Bees learn new languages easily

Bees from opposite ends of the Earth can communicate more easily than people, a discovery that suggests bees can learn a new language easily.

Asian and European honeybees can live happily together in mixed colonies because they easily learn to understand one another's "dance languages" despite having evolved different dialects, an international team has shown for the first time.

Bee happy: An Apis cerana cerana queen (yellow) being tended by Apis mellifera ligustica workers (red) and Apis cerana cerana workers (green)
Bee happy: Apis cerana cerana queen (yellow) tended by Apis mellifera ligustica (red) and Apis cerana cerana (green) workers

The findings will shed new light on the origins of this ancient form of communication and also suggest that, like people, bees can learn a new skill.

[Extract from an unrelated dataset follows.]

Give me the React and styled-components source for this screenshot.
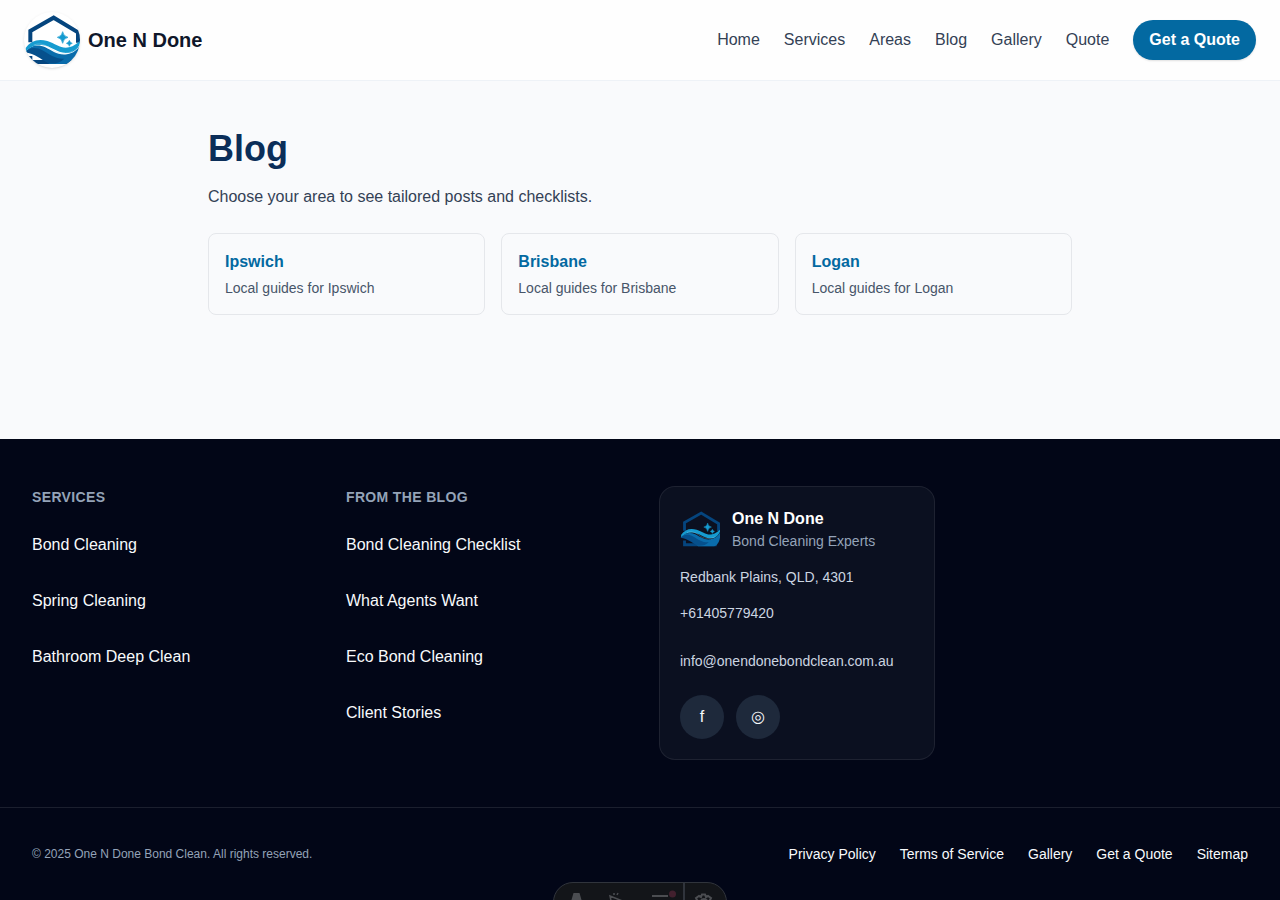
import React from "react";
import styled, { createGlobalStyle } from "styled-components";

const GlobalStyle = createGlobalStyle`
  *, *::before, *::after { box-sizing: border-box; }
  html, body { margin: 0; height: 900px; overflow: hidden; }
  body {
    background: #f9fafc;
    color: #334155;
    font-family: "Liberation Sans", Arial, sans-serif;
    font-size: 16px;
    line-height: 24px;
  }
  a { color: inherit; text-decoration: none; }
  h1, h2, p, ul { margin: 0; padding: 0; }
  ul { list-style: none; }
`;

const Page = styled.div`
  height: 900px;
  overflow: hidden;
  position: relative;
`;

const Header = styled.header`
  display: flex;
  align-items: center;
  justify-content: space-between;
  height: 81px;
  padding: 0 24px;
  background: #fefefe;
  border-bottom: 1px solid #eef2f7;
`;

const Brand = styled.a`
  display: flex;
  align-items: center;
  gap: 8px;
  color: #0f172a;
  font-size: 20px;
  font-weight: 700;
`;

const LogoDisc = styled.span`
  display: flex;
  width: 56px;
  height: 56px;
  border-radius: 50%;
  overflow: hidden;
  background: #fff;
  box-shadow: 0 1px 3px rgba(0, 0, 0, 0.1), 0 1px 2px -1px rgba(0, 0, 0, 0.1);
`;

const Nav = styled.nav`
  display: flex;
  align-items: center;
  gap: 24px;
`;

const QuoteButton = styled.a`
  padding: 8px 16px;
  border-radius: 999px;
  background: #0369a1;
  color: #fff;
  font-weight: 700;
  box-shadow: 0 1px 2px rgba(0, 0, 0, 0.12);
`;

const Main = styled.main`
  width: 864px;
  height: 358px;
  margin: 0 auto;
  padding-top: 48px;
`;

const Title = styled.h1`
  color: #0b2e59;
  font-size: 36px;
  line-height: 40px;
`;

const Intro = styled.p`
  margin: 16px 0 24px;
`;

const AreaGrid = styled.div`
  display: grid;
  grid-template-columns: repeat(3, 1fr);
  gap: 16px;
`;

const AreaCard = styled.a`
  height: 82px;
  padding: 16px;
  border: 1px solid #e5e7eb;
  border-radius: 8px;
`;

const AreaName = styled.h2`
  color: #0369a1;
  font-size: 16px;
  line-height: 24px;
`;

const AreaText = styled.p`
  margin-top: 4px;
  color: #475569;
  font-size: 14px;
  line-height: 20px;
`;

const Footer = styled.footer`
  height: 461px;
  background: #020617;
  color: #f8fafc;
`;

const FooterGrid = styled.div`
  display: grid;
  grid-template-columns: 276px 275px 276px 1fr;
  gap: 38px;
  height: 368px;
  padding: 47px 32px;
`;

const ColumnTitle = styled.h2`
  margin: 1px 0 16px;
  color: #94a3b8;
  font-size: 14px;
  line-height: 20px;
  letter-spacing: 0.35px;
  text-transform: uppercase;
`;

const LinkList = styled.ul`
  display: grid;
  gap: 12px;
`;

const LinkItem = styled.li`
  display: flex;
  align-items: center;
  height: 44px;
`;

const ContactCard = styled.section`
  height: 274px;
  padding: 20px;
  border: 1px solid rgba(255, 255, 255, 0.08);
  border-radius: 16px;
  background: #0b1020;
  color: #cbd5e1;
  font-size: 14px;
  line-height: 20px;
`;

const ContactBrand = styled.div`
  display: flex;
  align-items: center;
  gap: 12px;
`;

const ContactName = styled.p`
  color: #fff;
  font-size: 16px;
  font-weight: 700;
  line-height: 24px;
`;

const Tagline = styled.p`
  color: #94a3b8;
`;

const Address = styled.p`
  margin-top: 16px;
`;

const ContactLink = styled.a`
  display: flex;
  align-items: center;
  height: 44px;
  margin-top: 4px;
`;

const Socials = styled.div`
  display: flex;
  gap: 12px;
  margin-top: 12px;
`;

const SocialLink = styled.a`
  display: grid;
  place-items: center;
  width: 44px;
  height: 44px;
  border-radius: 50%;
  background: #1e293b;
  color: #f8fafc;
  font-size: 16px;
`;

const Legal = styled.div`
  display: flex;
  align-items: center;
  justify-content: space-between;
  height: 93px;
  padding: 0 32px;
  border-top: 1px solid rgba(255, 255, 255, 0.1);
  font-size: 14px;
`;

const Copyright = styled.span`
  color: #94a3b8;
  font-size: 12px;
`;

const Toolbar = styled.div`
  position: absolute;
  left: 553px;
  top: 882px;
  display: flex;
  width: 174px;
  height: 40px;
  border: 1px solid #30343c;
  border-radius: 20px;
  background: #131519;
  overflow: hidden;
`;

function Logo({ size }) {
  return (
    <svg width={size} height={size} viewBox="24 18 168 168" aria-hidden="true">
      <path d="M43 109V75L113 35L186 79V110M43 150V168H178" fill="none" stroke="#05457e" strokeWidth="12" />
      <path d="M30 136C44 118 66 114 88 124C108 134 125 149 153 145C172 142 186 130 193 116C195 145 184 172 168 174H100L70 145Z" fill="#0a6cab" />
      <path d="M26 139C39 124 60 122 79 133C102 146 116 159 145 158C132 170 115 175 98 172C72 160 59 143 26 139Z" fill="#06508c" />
      <path d="M29 126C44 104 67 97 94 105C120 113 136 130 159 124C176 119 186 110 195 102C191 127 172 142 149 141C122 140 107 120 77 117C57 115 43 123 28 137Z" fill="#169bd0" />
      <path d="M53 117C80 107 97 124 113 134C128 143 151 145 171 135" fill="none" stroke="#b9e4f5" strokeOpacity=".55" strokeWidth="2" />
      <path d="M140 77Q142 91 156 94Q142 97 140 112Q138 97 124 94Q138 91 140 77Z" fill="#159bd0" stroke="#159bd0" strokeWidth="2" />
      <path d="M160 103Q162 110 169 112Q162 114 160 121Q158 114 151 112Q158 110 160 103Z" fill="#159bd0" stroke="#159bd0" strokeWidth="1.5" />
    </svg>
  );
}

function ToolbarIcons() {
  return (
    <svg width="172" height="38" viewBox="554 883 172 38" fill="none" stroke="#4b4d51" strokeWidth="2" aria-hidden="true">
      <path d="M570 905L573.5 893H579.500L583 905H579L578 901H575L574 905Z" fill="#4b4d51" stroke="none" />
      <path d="M613 910L610 896L625 902L618 904L615 910M614 893V895M618 893L617 895" strokeWidth="1.5" />
      <path d="M652 896H668" />
      <circle cx="672.5" cy="894" r="3.5" fill="#42202e" stroke="none" />
      <path d="M684 883V921" stroke="#30343c" />
      <path d="M695.5 903L697 900L696 898L699 896L701 897L702 894.5H705L706 897L708 896L711 898L710 900L712 903M700 903Q701 899 704 899Q707 899 708 903" />
    </svg>
  );
}

const navigation = ["Home", "Services", "Areas", "Blog", "Gallery", "Quote"];
const areas = ["Ipswich", "Brisbane", "Logan"];
const columns = [
  { title: "Services", links: ["Bond Cleaning", "Spring Cleaning", "Bathroom Deep Clean"] },
  { title: "From the blog", links: ["Bond Cleaning Checklist", "What Agents Want", "Eco Bond Cleaning", "Client Stories"] },
];
const legal = ["Privacy Policy", "Terms of Service", "Gallery", "Get a Quote", "Sitemap"];

export default function App() {
  return (
    <Page>
      <GlobalStyle />
      <Header>
        <Brand href="#"><LogoDisc><Logo size={56} /></LogoDisc>One N Done</Brand>
        <Nav>
          {navigation.map((n) => <a href="#" key={n}>{n}</a>)}
          <QuoteButton href="#">Get a Quote</QuoteButton>
        </Nav>
      </Header>
      <Main>
        <Title>Blog</Title>
        <Intro>Choose your area to see tailored posts and checklists.</Intro>
        <AreaGrid>
          {areas.map((a) => (
            <AreaCard href="#" key={a}>
              <AreaName>{a}</AreaName>
              <AreaText>Local guides for {a}</AreaText>
            </AreaCard>
          ))}
        </AreaGrid>
      </Main>
      <Footer>
        <FooterGrid>
          {columns.map((c) => (
            <div key={c.title}>
              <ColumnTitle>{c.title}</ColumnTitle>
              <LinkList>
                {c.links.map((l) => <LinkItem key={l}><a href="#">{l}</a></LinkItem>)}
              </LinkList>
            </div>
          ))}
          <ContactCard>
            <ContactBrand>
              <Logo size={40} />
              <div>
                <ContactName>One N Done</ContactName>
                <Tagline>Bond Cleaning Experts</Tagline>
              </div>
            </ContactBrand>
            <Address>Redbank Plains, QLD, 4301</Address>
            <ContactLink href="#">+61405779420</ContactLink>
            <ContactLink href="#">info@onendonebondclean.com.au</ContactLink>
            <Socials>
              <SocialLink href="#">f</SocialLink>
              <SocialLink href="#">◎</SocialLink>
            </Socials>
          </ContactCard>
        </FooterGrid>
        <Legal>
          <Copyright>© 2025 One N Done Bond Clean. All rights reserved.</Copyright>
          <Nav>{legal.map((l) => <a href="#" key={l}>{l}</a>)}</Nav>
        </Legal>
      </Footer>
      <Toolbar><ToolbarIcons /></Toolbar>
    </Page>
  );
}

The nine species of honeybees found worldwide separated about 30 to 50 million years ago, and subsequently developed different dance 'languages'. The content of the messages is the same, but the precise encoding of these languages differs between species.

Now researchers from Australia, China and Germany report in the journal Plos ONE that the two most geographically distant bee species - the European honeybee Apis mellifera and the Asian honeybee Apis cerana - can share information and cooperate to exploit new food sources.

'We know that the members of a honeybee colony routinely exchange information via dance about the location of newly discovered locations, like feeding places, water or new nesting sites," explains Dr Shaowu Zhang from the Research School of Biological Sciences at The Australian National University.

"The scouts perform the so-called bee dances inside the nest. The coordinates of distant locations are encoded in the waggle phase of this ballet, with the direction and distance to the food source indicated by the orientation and duration of the dance.

"This duration differs across honeybee species, even if they fly the same distance in the same environment. It's these differences which we can think of as distinct languages."

The research team is the first to successfully study the behaviour of a colony containing a mixture of two different species of bees. One of the first findings of this novel approach was that Asian and European honeybees, after some time of adjustment in the mixed colony, could share information and work together to gather food. Asian honeybees followed the dances of European forager bees, and deciphered the encoded information correctly.

"The dance language of honeybees is among the best studied communication systems in the animal kingdom. Nevertheless, surprises are still possible, as we have shown," Dr Zhang said. "This work has potentially major implications for our understanding of animal communication. Next we plan to study exactly to what extent variation is a factor between different bee dance languages."

The study was done with Drs Shenglu Chen and Songkun Su from Zhejiang University in China and Dr Jürgen Tautz from Würzburg University in Germany.